C’est la première fois que les médias gouvernementaux non seulement accusent l’opposition d’antisémitisme, mais publient également une histoire (mal fabriquée) sur la persécution d’un journaliste progouvernemental. Dans ce contexte, des personnalités juives proches du gouvernement s’efforcent elles aussi de faire passer Márki-Zay pour un antisémite, utilisant la moindre déclaration qui pourrait le laisser supposer[4]. Résultat : à l’approche des élections du 3 avril, l’accusation d’antisémitisme portée contre l’opposition est devenue un thème dominant de la campagne. D’une manière générale, la démarche correspond à l’affirmation déjà mentionnée selon laquelle, dans le climat « islamo-gauchiste » de l’Europe occidentale, il serait impossible de vivre une vie juive.
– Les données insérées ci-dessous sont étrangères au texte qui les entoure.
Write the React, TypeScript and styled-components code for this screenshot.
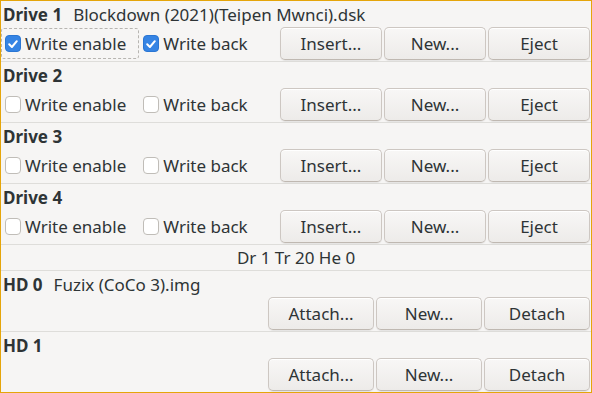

Le message est clair : si l’opposition arrive au pouvoir, on peut s’attendre à des tendances similaires ici.

Un contexte d’augmentation des préjugés antisémites ?

Des enquêtes d’opinion réalisée en Hongrie montrent que la proportion de personnes ayant des préjugés antisémites se situe toujours autour de 35%. Le « grand saut » s’est produit entre 2006 et 2012, lorsque la proportion de personnes acquiesçant à des préjugés antisémites est passée de 23% à 44%. En 2010, le parti Fidesz de Viktor Orbán est revenu au pouvoir en mobilisant les outils rhétoriques de l’extrême droite. Cette même année, le Jobbik (alors d’extrême droite, fasciste) s’était hissé au rang de grand parti parlementaire. Depuis lors, la prégnance de l’antisémitisme n’a pas évolué de manière significative ; la part des négationnistes a même augmenté[5].

Les données des enquêtes d’opinion ont été confirmées par une étude inédite coordonnée par András Kovács, qui a mesuré les préjugés antisémites dans 16 pays de l’UE. La Hongrie s’y classe troisième, devancée seulement par la Grèce et la Pologne. L’enquête[6] montre clairement la différence entre l’Europe occidentale et les anciens États satellites de l’Union soviétique. Dans ces derniers, la proportion de préjugés antisémites est beaucoup plus élevée, avec une proportion encore plus importante de personnes niant ou relativisant la Shoah[7]. Il n’y a qu’au sujet des préjugés anti-israéliens que les pays du nord-ouest de l’Europe affichent des niveaux de préjugés élevés au regard de leur propre moyenne[8]. 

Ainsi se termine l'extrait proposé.